Update your Mac OS X regularly

HighSpeed Internet conducted a survey and revealed that “82.5% of the people initially ignored prompts for system updates, and majority people confessed delaying the updates.”

Apple keeps on updating its OS X software regularly. It is recommended to update your Mac immediately as it receives an update from Apple. To do this:

  1. Click on “Apple” button.
  2. Select “System Preferences” to access the option.
  3. Choose “Software Update” option.
  4. Select the “Check for update” option.
  5. Choose frequency to daily (or set manual frequency).

Install a Tracker app

Install some tracker app as an insurance measure on your Mac and smartphone to secure your data. In case your Mac or smartphone gets stolen, you can delete your personal data remotely from either of the devices.

Use a VPN software

To ensure your network security and online privacy use some best VPN for Mac systems to ensure Mac encryption, online security, and access to blocked content.

Use Two built-in firewalls

Mac has two strong built-in firewalls in its system. These are IPFW Packet-Filtering Firewall and Application Firewall.

Application firewall prevents sets limit on program incoming connection from other computer networks. Set up an Application firewall through Apple’s guide.

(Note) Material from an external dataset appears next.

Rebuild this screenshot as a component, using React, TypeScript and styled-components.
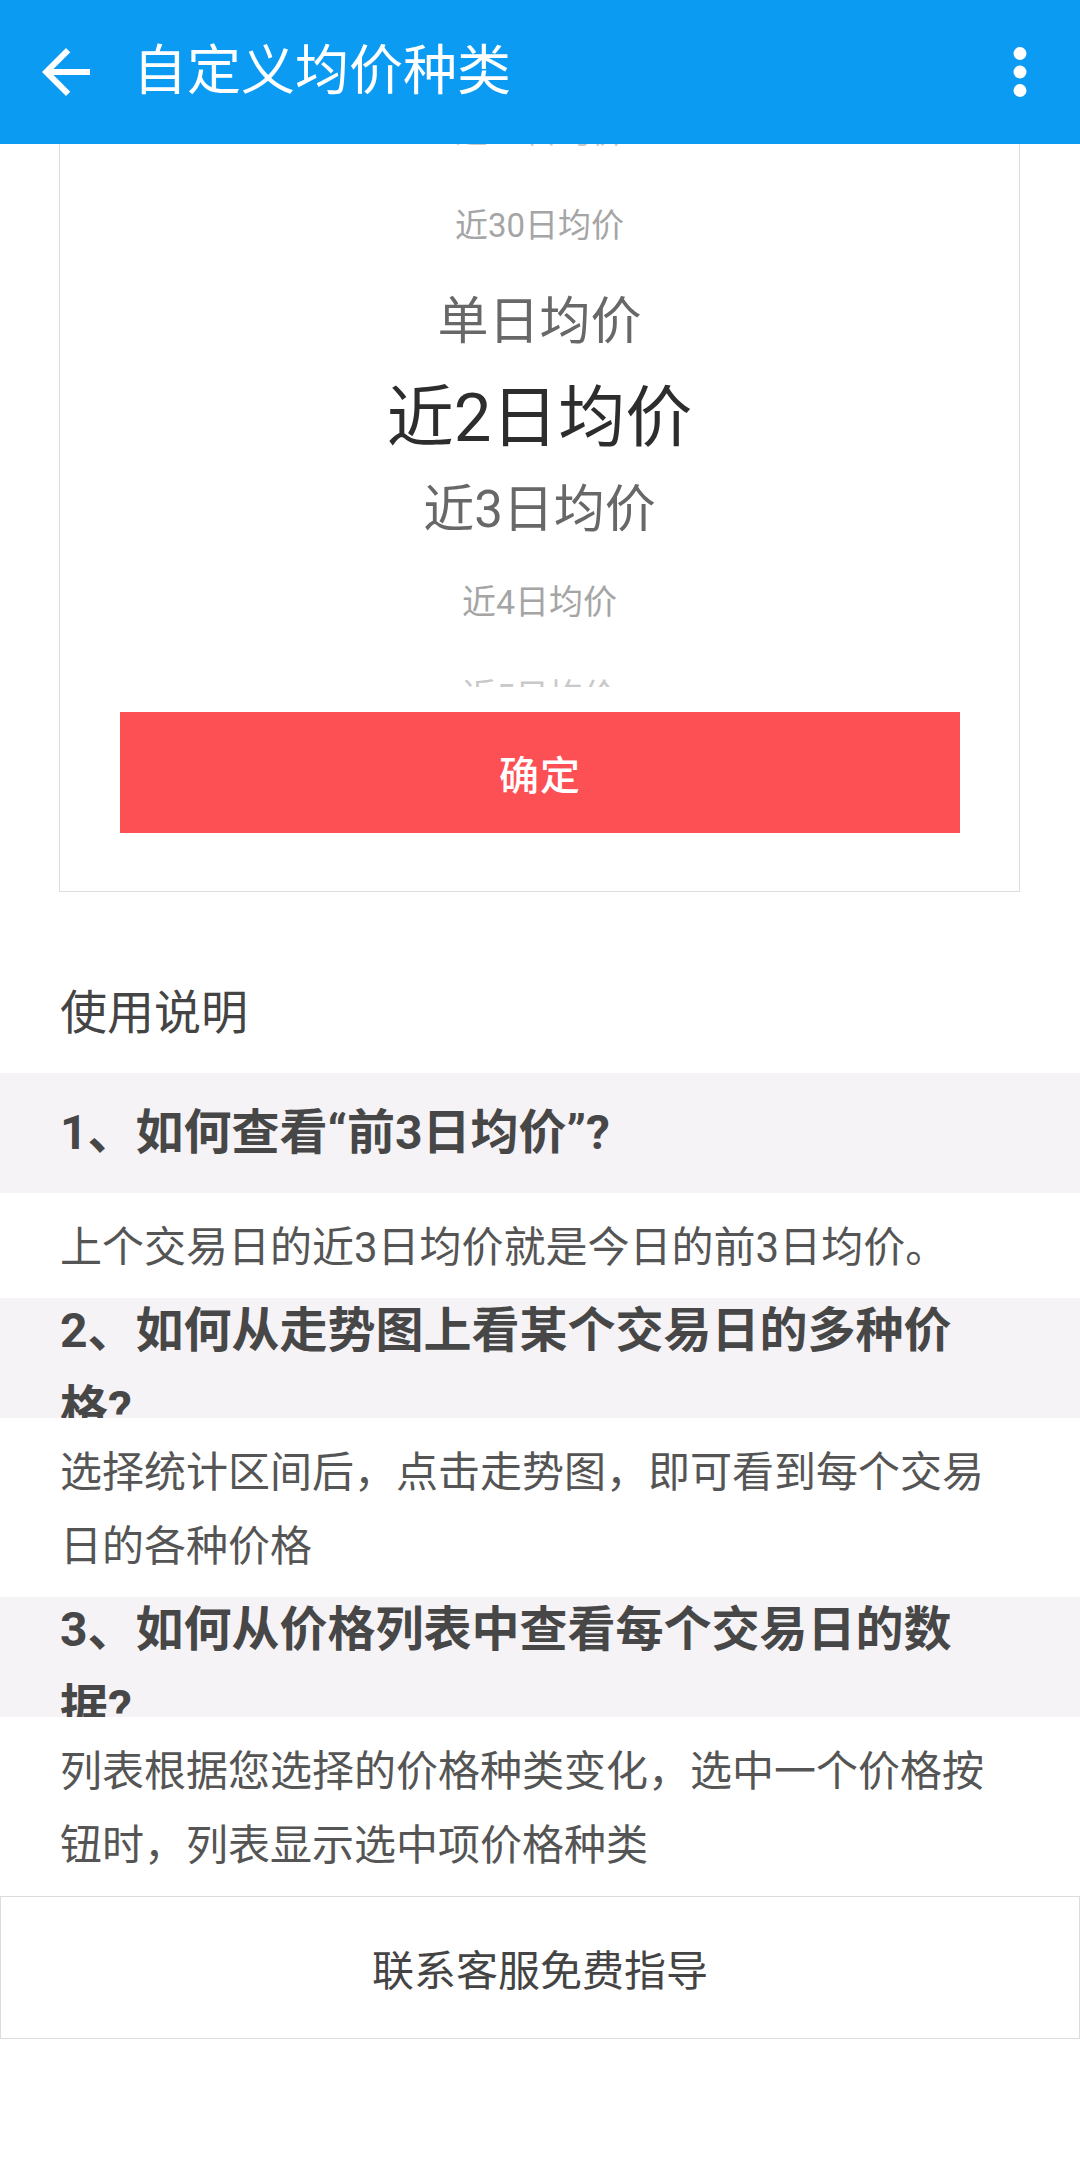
import React from 'react'
import styled, { createGlobalStyle } from 'styled-components'

const GlobalStyle = createGlobalStyle`
  html, body {
    margin: 0;
    padding: 0;
    background: #ffffff;
  }
  body {
    font-family: Roboto, "Noto Sans CJK SC", "Noto Sans", sans-serif;
    -webkit-font-smoothing: antialiased;
  }
  * {
    box-sizing: border-box;
  }
`

const Page = styled.div`
  width: 1080px;
  min-height: 2160px;
  background: #ffffff;
  display: flex;
  flex-direction: column;
`

const TopBar = styled.header`
  height: 144px;
  background: #0c9bf3;
  display: flex;
  align-items: center;
  padding: 0 23px 0 30px;
  color: #ffffff;
  flex-shrink: 0;
`

const IconButton = styled.div<{ size: number }>`
  width: ${(p) => p.size}px;
  height: ${(p) => p.size}px;
  display: flex;
  align-items: center;
  justify-content: center;
  flex-shrink: 0;
`

const Title = styled.h1`
  margin: 0 0 0 31px;
  flex: 1;
  font-size: 54px;
  font-weight: 400;
  line-height: 72px;
  color: #ffffff;
  white-space: nowrap;
`

const Card = styled.section`
  margin: 0 60px 0 59px;
  border: 1px solid #dedede;
  border-top: none;
  background: #ffffff;
  display: flex;
  flex-direction: column;
`

const Wheel = styled.div`
  height: 543px;
  overflow: hidden;
`

const WheelList = styled.ul`
  list-style: none;
  margin: -62px 0 0;
  padding: 0;
`

const WheelItem = styled.li<{ size: number; tone: string }>`
  height: 94px;
  display: flex;
  align-items: center;
  justify-content: center;
  font-size: ${(p) => p.size}px;
  color: ${(p) => p.tone};
  white-space: nowrap;
`

const ConfirmButton = styled.button`
  margin: 25px 59px 58px 60px;
  height: 121px;
  border: none;
  border-radius: 0;
  background: #fd5055;
  color: #ffffff;
  font-family: inherit;
  font-size: 40px;
  font-weight: 500;
  letter-spacing: 1px;
`

const SectionTitle = styled.h2`
  margin: 0;
  padding: 91px 60px 30px;
  font-size: 47px;
  font-weight: 400;
  line-height: 60px;
  color: #444444;
`

const QuestionBand = styled.div`
  height: 120px;
  overflow: hidden;
  background: #f5f3f6;
  padding: 0 60px;
  display: flex;
  flex-direction: column;
`

const QuestionBox = styled.div`
  margin: auto 0;
`

const QuestionText = styled.p`
  margin: -6px 0;
  max-width: 930px;
  font-size: 48px;
  font-weight: 700;
  line-height: 78px;
  color: #474747;
`

const Answer = styled.p`
  margin: 0;
  padding: 18px 60px 13px;
  font-size: 42px;
  font-weight: 400;
  line-height: 74px;
  color: #555555;
`

const HelpButton = styled.div`
  height: 143px;
  border: 1px solid #dcdcdc;
  display: flex;
  align-items: center;
  justify-content: center;
  font-size: 42px;
  color: #444444;
`

const wheelItems = [
  { label: '近20日均价', size: 33, tone: '#c9c9c9' },
  { label: '近30日均价', size: 33, tone: '#a5a5a5' },
  { label: '单日均价', size: 51, tone: '#686868' },
  { label: '近2日均价', size: 67, tone: '#2d2d2d' },
  { label: '近3日均价', size: 51, tone: '#686868' },
  { label: '近4日均价', size: 34, tone: '#a5a5a5' },
  { label: '近5日均价', size: 34, tone: '#c9c9c9' }
]

const faq = [
  {
    q: '1、如何查看“前3日均价”?',
    a: '上个交易日的近3日均价就是今日的前3日均价。'
  },
  {
    q: '2、如何从走势图上看某个交易日的多种价格?',
    a: '选择统计区间后，点击走势图，即可看到每个交易日的各种价格'
  },
  {
    q: '3、如何从价格列表中查看每个交易日的数据?',
    a: '列表根据您选择的价格种类变化，选中一个价格按钮时，列表显示选中项价格种类'
  }
]

const BackIcon = () => (
  <svg width="72" height="72" viewBox="0 0 24 24" fill="#ffffff">
    <path d="M20 11H7.83l5.59-5.59L12 4l-8 8 8 8 1.41-1.41L7.83 13H20v-2z" />
  </svg>
)

const MoreIcon = () => (
  <svg width="74" height="74" viewBox="0 0 24 24" fill="#ffffff">
    <circle cx="12" cy="6" r="2.1" />
    <circle cx="12" cy="12" r="2.1" />
    <circle cx="12" cy="18" r="2.1" />
  </svg>
)

export default function App() {
  return (
    <Page>
      <GlobalStyle />
      <TopBar>
        <IconButton size={72}>
          <BackIcon />
        </IconButton>
        <Title>自定义均价种类</Title>
        <IconButton size={74}>
          <MoreIcon />
        </IconButton>
      </TopBar>

      <Card>
        <Wheel>
          <WheelList>
            {wheelItems.map((item) => (
              <WheelItem key={item.label} size={item.size} tone={item.tone}>
                {item.label}
              </WheelItem>
            ))}
          </WheelList>
        </Wheel>
        <ConfirmButton>确定</ConfirmButton>
      </Card>

      <SectionTitle>使用说明</SectionTitle>

      {faq.map((item) => (
        <React.Fragment key={item.q}>
          <QuestionBand>
            <QuestionBox>
              <QuestionText>{item.q}</QuestionText>
            </QuestionBox>
          </QuestionBand>
          <Answer>{item.a}</Answer>
        </React.Fragment>
      ))}

      <HelpButton>联系客服免费指导</HelpButton>
    </Page>
  )
}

IPFW Packet-Filtering is an advanced level firewall which requires editing in the host file, which is hard for casual users to follow. You can keep it to default settings, or follow this guide by the University of North Carolina.


These are some easy tips, certainly not all, to give solid security to your Mac system against hackers. The main point to focus here on is to keep on updating your Mac and keen observation before opening and installing a program or website.